US should help Taiwan defend itself from Chinese aggression, says New York-based think tank
Feb 12, 2021
Taipei [Taiwan], February 13 : Scholars from a US think tank has suggested that President Joe Biden's administration should make clear that Washington will not try to change Taiwan's status and work with its allies to defend Taiwan against Chinese aggression.
"The US strategic objective regarding Taiwan should be to preserve its political and economic autonomy, its dynamism as a free society and US-allied deterrence, without triggering a Chinese attack on Taiwan," said Robert Blackwill and Philip Zelikow of the New York-headquartered Council on Foreign Relations in a report, reported Focus Taiwan.
Beijing claims full sovereignty over Taiwan, a democracy of almost 24 million people located off the southeastern coast of mainland China, despite the fact that the two sides have been governed separately for more than seven decades.
China has continued to regard Taipei as a "breakaway province" and has said that it wouldn't mind using force to claim it.
The report argued that US should focus on ways to prevent war over Taiwan, as the latter is becoming the "most dangerous flashpoint" in the world for a possible war involving the US, China and other major powers.

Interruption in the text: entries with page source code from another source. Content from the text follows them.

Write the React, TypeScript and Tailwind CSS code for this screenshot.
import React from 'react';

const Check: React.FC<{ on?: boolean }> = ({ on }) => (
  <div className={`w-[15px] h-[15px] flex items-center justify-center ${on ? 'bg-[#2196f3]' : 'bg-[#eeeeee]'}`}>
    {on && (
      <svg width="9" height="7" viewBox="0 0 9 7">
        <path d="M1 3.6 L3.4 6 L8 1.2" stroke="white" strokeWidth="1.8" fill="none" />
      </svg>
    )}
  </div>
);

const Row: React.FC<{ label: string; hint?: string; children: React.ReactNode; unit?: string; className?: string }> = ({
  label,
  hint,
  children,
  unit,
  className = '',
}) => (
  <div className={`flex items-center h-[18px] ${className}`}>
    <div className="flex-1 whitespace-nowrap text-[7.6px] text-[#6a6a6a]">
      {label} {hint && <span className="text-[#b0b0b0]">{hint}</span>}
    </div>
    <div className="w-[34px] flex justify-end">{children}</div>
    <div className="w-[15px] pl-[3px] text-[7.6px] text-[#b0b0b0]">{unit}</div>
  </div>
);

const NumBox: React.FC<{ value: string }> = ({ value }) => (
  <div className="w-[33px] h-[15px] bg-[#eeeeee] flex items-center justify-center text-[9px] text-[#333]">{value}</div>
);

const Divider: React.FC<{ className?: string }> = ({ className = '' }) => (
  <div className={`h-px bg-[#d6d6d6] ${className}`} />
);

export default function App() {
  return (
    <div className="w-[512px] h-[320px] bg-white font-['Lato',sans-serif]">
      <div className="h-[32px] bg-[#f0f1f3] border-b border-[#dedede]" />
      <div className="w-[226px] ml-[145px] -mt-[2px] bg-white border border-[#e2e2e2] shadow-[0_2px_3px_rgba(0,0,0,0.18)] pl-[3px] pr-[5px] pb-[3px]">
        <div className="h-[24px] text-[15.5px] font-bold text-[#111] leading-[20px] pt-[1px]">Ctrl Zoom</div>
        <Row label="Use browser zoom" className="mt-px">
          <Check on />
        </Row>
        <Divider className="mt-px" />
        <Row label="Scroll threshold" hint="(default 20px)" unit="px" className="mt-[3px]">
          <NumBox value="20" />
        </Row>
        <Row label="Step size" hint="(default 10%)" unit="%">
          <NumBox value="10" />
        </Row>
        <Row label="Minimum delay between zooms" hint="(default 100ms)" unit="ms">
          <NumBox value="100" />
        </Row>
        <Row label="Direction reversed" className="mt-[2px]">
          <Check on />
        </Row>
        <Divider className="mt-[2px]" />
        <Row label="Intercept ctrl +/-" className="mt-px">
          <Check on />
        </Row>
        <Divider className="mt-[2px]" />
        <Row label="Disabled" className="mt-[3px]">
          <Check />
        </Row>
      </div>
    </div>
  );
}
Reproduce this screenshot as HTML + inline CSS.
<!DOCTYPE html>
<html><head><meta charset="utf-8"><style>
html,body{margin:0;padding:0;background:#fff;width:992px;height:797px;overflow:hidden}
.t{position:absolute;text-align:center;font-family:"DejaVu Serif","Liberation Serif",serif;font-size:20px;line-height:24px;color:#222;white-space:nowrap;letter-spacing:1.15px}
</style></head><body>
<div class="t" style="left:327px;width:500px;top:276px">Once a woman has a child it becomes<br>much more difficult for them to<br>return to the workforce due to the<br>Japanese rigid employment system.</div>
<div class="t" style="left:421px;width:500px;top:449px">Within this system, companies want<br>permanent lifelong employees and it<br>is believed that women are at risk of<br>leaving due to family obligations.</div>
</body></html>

Focus Taiwan cited experts calling on Washington to plan beforehand for any disruption and mobilisation that could follow a wider conflict, but without assuming that such a war would or should escalate to China, Japan or the US itself.
It is not politically or militarily realistic to count on a US military defeat of Chinese assaults on Taiwan, without any sort of coordination with allies in the region, they said.
It is also unrealistic to presume that after such a clash, the US would or should simply escalate to some sort of wide-scale war against China with comprehensive blockades or strikes against targets on China, they continued.
The scholars finally proposed that Washington should come up with a realistic strategic objective for Taiwan to sustain the political balance that has kept a balance across the Taiwan Strait for the last 50 years, reported Focus Taiwan.
Taiwan returned to the forefront of US-China tensions last weekend when Beijing sent more than two dozen warplanes into the self-governing island's air defence identification zone in a 48-hour period.
While the frequency of such drills has increased in recent years, the timing and the composition of the latest formations -- mostly fighter jets and bombers -- appeared intended to send a message to the new administration in Washington, reported CNN.